A l’inverse, Scorsese fit figure de frein. Il ne s’enthousiasma pas immédiatement. Poussé par De Niro, il accepta d’assister à plusieurs matchs de boxe. Mais le cœur n’y était pas et il préféra se consacrer au tournage de New York New York dont l’échec commercial calma les ardeurs du cinéaste. Les studios lui firent de moins en moins confiance et refusèrent de lui confier des budgets importants. Eux non plus n’étaient pas emballés par un film sur Jake LaMotta, la boxe étant désormais le domaine de Stallone via son personnage de Rocky.

Or, deux hommes firent pencher la balance en faveur de Scorsese et De Niro : Irwin Winkler et Robert Chartoff qui étaient justement les producteurs de Rocky. Stallone dira d’ailleurs d’eux qu’ils sont « Les derniers cow-boys d’Hollywood », en référence à leur aptitude à faire confiance aux projets qui ne promettent pas, à la base, un succès commercial détonnant. Les producteurs s’intéressèrent à Jack LaMotta et s’annoncèrent prêts à produire le film. Cela modifia la donne et convainquit les studios United Artists de participer à l’aventure. Scorsese, quant à lui, finit par prendre goût au projet, et manqua, par la même occasion, de se faire étrangler quand il leur déclara qu’il tournerait le film en noir et blanc ! Scorsese, à ce moment, n’avait pourtant pas besoin de ça. Il fut victime, l’année d’avant, d’une grave hémorragie interne. Etonnamment, au lieu de l’éloigner du projet, cela l’en rapprocha. Il eut en effet le temps d’étudier la vie de LaMotta, son personnage, et de mieux comprendre ses motivations.


Car Raging Bull traite donc du destin d’un homme. Un homme qui est à la fois une ‘tête de mule’ et une ‘tête en béton armé’, grâce à laquelle il a réussi à encaisser uppercuts, crochets et swings sans jamais broncher. Associé à son punch dévastateur, il avait tout pour réussir dans la voie violente qu’il avait lui-même tracée. Seulement, cet homme là est mal dans sa peau, passe sa vie à regretter et à s’inquiéter. Il regrette de n’être qu’un poids moyen et de ne pas pouvoir combattre les grands champions que sont les poids lourds. D’un tempérament incroyablement jaloux, il s’inquiète du comportement de sa deuxième femme. Enfin, son caractère impulsif le pousse à hurler sur tout ce qui bouge, y compris sa femme et son frère avec lequel il finit par couper les ponts. Dès lors, son ascension jusqu’au titre de champion du monde ressemble plutôt à une descente aux enfers. Il finit par baisser les bras et se retrouve en Floride à débiter des blagues douteuses dans son club pas vraiment chic. C’est là qu’il continue de s’enfoncer, voit sa femme partir avant que la police ne l’arrête pour détournement de mineure. A sa sortie de prison, il reprend la tournée des cabarets minables.   

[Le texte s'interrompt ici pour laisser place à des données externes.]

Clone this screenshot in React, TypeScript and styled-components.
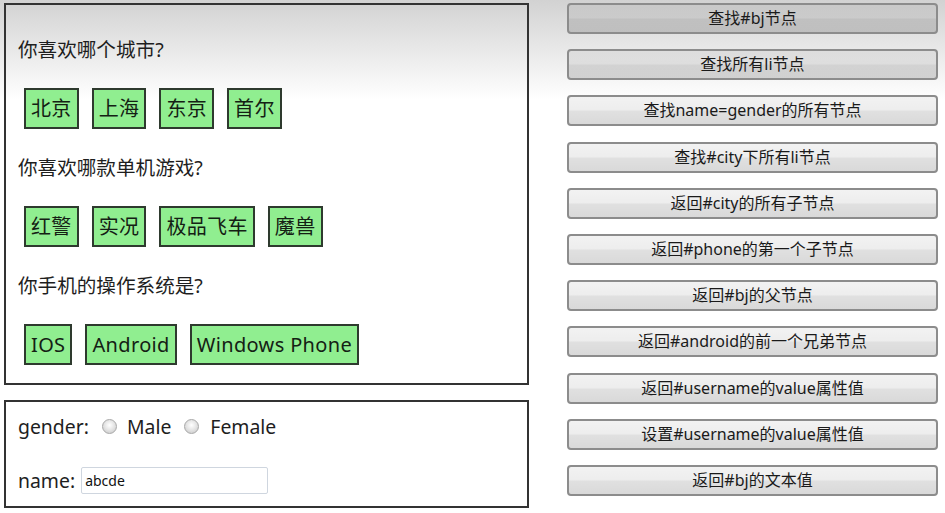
import React from "react";
import styled, { createGlobalStyle } from "styled-components";

const Global = createGlobalStyle`
  html, body { margin: 0; padding: 0; }
  body {
    background: #fff linear-gradient(#d2d2d2, #ffffff 100px) no-repeat;
    font-family: "Noto Sans", "Noto Sans CJK SC", sans-serif;
    color: #222;
    width: 945px;
    height: 513px;
    overflow: hidden;
  }
`;

const Page = styled.div`
  display: flex;
  align-items: flex-start;
  padding: 3px 0 0 4px;
`;

const LeftCol = styled.div`
  width: 525px;
  display: flex;
  flex-direction: column;
  gap: 15px;
`;

const Panel = styled.div<{ $pt: number; $pb: number; $white?: boolean }>`
  box-sizing: border-box;
  border: 2px solid #333;
  padding: ${(p) => p.$pt}px 12px ${(p) => p.$pb}px 12px;
  background: ${(p) => (p.$white ? "#fff" : "transparent")};
  display: flex;
  flex-direction: column;
`;

const Question = styled.div<{ $first?: boolean }>`
  font-size: 19.6px;
  line-height: 24px;
  height: 24px;
  margin-top: ${(p) => (p.$first ? 0 : 27)}px;
  color: #1e1e1e;
`;

const Options = styled.ul`
  list-style: none;
  margin: 26px 0 0 6px;
  padding: 0;
  display: flex;
  gap: 13px;
`;

const Option = styled.li`
  box-sizing: border-box;
  height: 41px;
  padding: 0 5px;
  border: 2px solid #2e3a2e;
  background: #90ee90;
  font-size: 20px;
  letter-spacing: 0.35px;
  line-height: 37px;
  color: #142014;
`;

const FormRow = styled.div<{ $mt?: number }>`
  display: flex;
  align-items: center;
  height: 28px;
  margin-top: ${(p) => p.$mt ?? 0}px;
  font-size: 19.4px;
  color: #1e1e1e;
`;

const Radio = styled.span<{ $ml: number; $mr: number }>`
  display: inline-block;
  box-sizing: border-box;
  width: 15px;
  height: 15px;
  border-radius: 50%;
  border: 1px solid #a8a8a8;
  background: radial-gradient(circle at 50% 40%, #ffffff 0%, #e6e6e6 45%, #c4c4c4 100%);
  margin: 0 ${(p) => p.$mr}px 0 ${(p) => p.$ml}px;
`;

const TextInput = styled.input`
  box-sizing: border-box;
  width: 187px;
  height: 27px;
  margin-left: 6px;
  border: 1px solid #cfd6df;
  border-radius: 2px;
  padding: 0 3px;
  font-family: "Noto Sans", sans-serif;
  font-size: 14px;
  color: #111;
  background: #fff;
  outline: none;
`;

const RightCol = styled.div`
  width: 371px;
  margin-left: 38px;
  display: flex;
  flex-direction: column;
  gap: 15.2px;
`;

const ActionButton = styled.button`
  box-sizing: border-box;
  height: 31px;
  width: 100%;
  border: 2px solid #8c8c8c;
  border-radius: 4px;
  background: linear-gradient(
    rgba(0, 0, 0, 0.05) 0%,
    rgba(0, 0, 0, 0.07) 48%,
    rgba(0, 0, 0, 0.12) 52%,
    rgba(0, 0, 0, 0.15) 100%
  );
  font-family: "Noto Sans", "Noto Sans CJK SC", sans-serif;
  font-size: 16px;
  line-height: 27px;
  padding: 0;
  color: #1a1a1a;
  text-align: center;
`;

const groups = [
  { q: "你喜欢哪个城市?", items: ["北京", "上海", "东京", "首尔"] },
  { q: "你喜欢哪款单机游戏?", items: ["红警", "实况", "极品飞车", "魔兽"] },
  { q: "你手机的操作系统是?", items: ["IOS", "Android", "Windows Phone"] },
];

const actions = [
  "查找#bj节点",
  "查找所有li节点",
  "查找name=gender的所有节点",
  "查找#city下所有li节点",
  "返回#city的所有子节点",
  "返回#phone的第一个子节点",
  "返回#bj的父节点",
  "返回#android的前一个兄弟节点",
  "返回#username的value属性值",
  "设置#username的value属性值",
  "返回#bj的文本值",
];

export default function App() {
  return (
    <>
      <Global />
      <Page>
        <LeftCol>
          <Panel $pt={33} $pb={18}>
            {groups.map((g, i) => (
              <React.Fragment key={g.q}>
                <Question $first={i === 0}>{g.q}</Question>
                <Options>
                  {g.items.map((it) => (
                    <Option key={it}>{it}</Option>
                  ))}
                </Options>
              </React.Fragment>
            ))}
          </Panel>
          <Panel $pt={10} $pb={12} $white>
            <FormRow>
              gender:
              <Radio $ml={13} $mr={10} />
              Male
              <Radio $ml={13} $mr={11} />
              Female
            </FormRow>
            <FormRow $mt={26}>
              name:
              <TextInput defaultValue="abcde" />
            </FormRow>
          </Panel>
        </LeftCol>
        <RightCol>
          {actions.map((a) => (
            <ActionButton key={a}>{a}</ActionButton>
          ))}
        </RightCol>
      </Page>
    </>
  );
}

Jake LaMotta ne fait rien pour être aimé et se complique tellement la vie qu’il finit par être rejeté par tous. Il est devenu l’antihéros absolu, celui qui gâche son potentiel, celui que l’on aime détester.

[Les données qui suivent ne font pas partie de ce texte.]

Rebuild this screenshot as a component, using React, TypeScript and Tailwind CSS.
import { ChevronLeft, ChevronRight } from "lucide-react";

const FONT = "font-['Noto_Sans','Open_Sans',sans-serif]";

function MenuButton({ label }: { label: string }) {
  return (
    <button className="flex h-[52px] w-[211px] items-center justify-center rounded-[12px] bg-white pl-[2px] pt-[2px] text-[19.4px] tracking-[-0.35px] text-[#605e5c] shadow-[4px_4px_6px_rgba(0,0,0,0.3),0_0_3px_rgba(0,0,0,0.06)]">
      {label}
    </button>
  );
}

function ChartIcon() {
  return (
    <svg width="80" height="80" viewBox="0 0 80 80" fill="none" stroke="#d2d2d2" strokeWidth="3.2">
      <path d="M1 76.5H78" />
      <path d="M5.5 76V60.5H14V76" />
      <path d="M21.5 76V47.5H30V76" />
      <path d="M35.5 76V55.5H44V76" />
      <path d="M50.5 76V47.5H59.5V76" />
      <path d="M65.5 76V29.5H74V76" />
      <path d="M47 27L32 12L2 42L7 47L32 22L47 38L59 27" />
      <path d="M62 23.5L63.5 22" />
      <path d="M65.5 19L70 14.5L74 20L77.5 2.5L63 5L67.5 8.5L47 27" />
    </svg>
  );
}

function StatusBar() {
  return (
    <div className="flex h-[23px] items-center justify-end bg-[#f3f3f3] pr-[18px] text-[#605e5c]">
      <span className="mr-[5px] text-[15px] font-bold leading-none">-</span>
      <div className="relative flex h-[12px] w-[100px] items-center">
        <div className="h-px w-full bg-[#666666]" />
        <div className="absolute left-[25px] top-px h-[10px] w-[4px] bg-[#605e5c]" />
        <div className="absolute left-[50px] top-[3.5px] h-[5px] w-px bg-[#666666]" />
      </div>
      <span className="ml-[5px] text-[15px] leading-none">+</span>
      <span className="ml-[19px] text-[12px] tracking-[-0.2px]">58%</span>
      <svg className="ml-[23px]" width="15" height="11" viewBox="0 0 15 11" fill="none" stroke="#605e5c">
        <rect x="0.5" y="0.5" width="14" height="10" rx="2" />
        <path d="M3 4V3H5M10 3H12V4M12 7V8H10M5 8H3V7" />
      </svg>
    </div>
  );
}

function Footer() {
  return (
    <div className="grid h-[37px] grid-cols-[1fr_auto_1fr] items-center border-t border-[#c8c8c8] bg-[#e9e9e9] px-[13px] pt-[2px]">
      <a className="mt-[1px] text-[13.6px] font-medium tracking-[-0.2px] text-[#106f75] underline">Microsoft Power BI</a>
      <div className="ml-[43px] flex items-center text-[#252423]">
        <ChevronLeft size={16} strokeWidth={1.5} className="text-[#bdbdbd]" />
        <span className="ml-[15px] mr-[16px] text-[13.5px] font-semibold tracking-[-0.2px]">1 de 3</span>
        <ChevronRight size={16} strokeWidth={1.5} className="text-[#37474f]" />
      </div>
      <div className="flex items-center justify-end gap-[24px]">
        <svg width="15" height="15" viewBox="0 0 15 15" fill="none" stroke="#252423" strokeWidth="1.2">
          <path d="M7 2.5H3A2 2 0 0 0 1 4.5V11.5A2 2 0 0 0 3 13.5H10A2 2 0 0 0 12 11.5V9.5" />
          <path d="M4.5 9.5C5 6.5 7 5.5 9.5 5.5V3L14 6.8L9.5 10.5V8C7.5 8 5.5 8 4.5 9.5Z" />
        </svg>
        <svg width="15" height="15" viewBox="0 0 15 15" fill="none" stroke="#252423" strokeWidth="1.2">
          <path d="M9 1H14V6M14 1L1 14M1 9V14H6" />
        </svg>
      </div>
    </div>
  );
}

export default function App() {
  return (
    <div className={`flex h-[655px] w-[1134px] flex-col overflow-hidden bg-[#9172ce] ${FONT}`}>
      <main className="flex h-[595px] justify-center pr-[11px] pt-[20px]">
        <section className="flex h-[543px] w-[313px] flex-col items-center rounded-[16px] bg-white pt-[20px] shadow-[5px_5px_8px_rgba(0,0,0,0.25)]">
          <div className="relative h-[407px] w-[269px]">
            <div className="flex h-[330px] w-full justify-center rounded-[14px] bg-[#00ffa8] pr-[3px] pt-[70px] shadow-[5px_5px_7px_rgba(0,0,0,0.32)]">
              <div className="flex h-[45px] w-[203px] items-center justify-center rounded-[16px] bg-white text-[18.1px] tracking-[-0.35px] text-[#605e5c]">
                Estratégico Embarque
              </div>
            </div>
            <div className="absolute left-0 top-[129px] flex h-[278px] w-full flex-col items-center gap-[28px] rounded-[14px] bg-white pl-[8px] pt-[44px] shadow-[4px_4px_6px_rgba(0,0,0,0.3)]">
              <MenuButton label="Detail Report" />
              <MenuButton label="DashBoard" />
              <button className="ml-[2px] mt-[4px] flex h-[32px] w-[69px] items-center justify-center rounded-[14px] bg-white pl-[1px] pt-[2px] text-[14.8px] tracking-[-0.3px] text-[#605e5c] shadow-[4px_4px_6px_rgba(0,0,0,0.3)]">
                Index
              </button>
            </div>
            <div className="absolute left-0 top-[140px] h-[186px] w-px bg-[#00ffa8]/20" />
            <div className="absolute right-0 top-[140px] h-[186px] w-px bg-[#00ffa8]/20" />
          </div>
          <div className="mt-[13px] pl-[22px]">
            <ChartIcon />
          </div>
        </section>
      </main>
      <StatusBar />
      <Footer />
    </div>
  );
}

Pour conclure, il serait  intéressant de savoir ce que le vrai Jake LaMotta a pensé de ce film. Mais, bien qu’ayant apprécié le travail de Scorsese avec lequel il est d’ailleurs resté ami, il fut tellement choqué qu’on n’en saura pas grand-chose. C’est grâce à son ancienne femme qu’on en apprendra davantage, suite à son témoignage dans le livre « The cinema of Robert De Niro » de James Cameron Wilson paru aux éditions Terrain Vague (1988) : « Jake avait énormément travaillé avec De Niro dès la préparation du film mais il ignorait quelle image Scorsese allait donner de lui. […] Ce qu’il regrette le plus, c’est de ne pas avoir été montré comme un bon père. Il aimait vraiment ses enfants. […] Il est resté ami avec Marty Scorsese parce qu’il a compris son travail. Après tout, Raging Bull était le reflet de sa vie, une sorte de confession. Après avoir vu le film, il m’a dit de son personnage : ‘Je n’aime pas cet homme-là’. Il était très bouleversé d’avoir été comme cela. […] Malgré tout, Jake aime toujours le film. Il en perçoit l’honnêteté et la bonté. Mais il en souffre toujours ».[2]


Raging Bull



[1] DURANT, Philippe. La boxe au cinéma, Editions Carnot, 2004, France, p.44

[2] DURANT, Philippe. La boxe au cinéma, Editions Carnot, 2004, France, p.47-48

a logiquement été récompensé sur la scène internationale. Et pas qu’un peu : Oscars du meilleur acteur et du meilleur montage, nominations aux Oscars du meilleur second rôle masculin, meilleur second rôle féminin, meilleur film, meilleur réalisateur, meilleure photographie et meilleur son…sans oublier que de nombreux journalistes l’ont élu meilleur film de la décennie.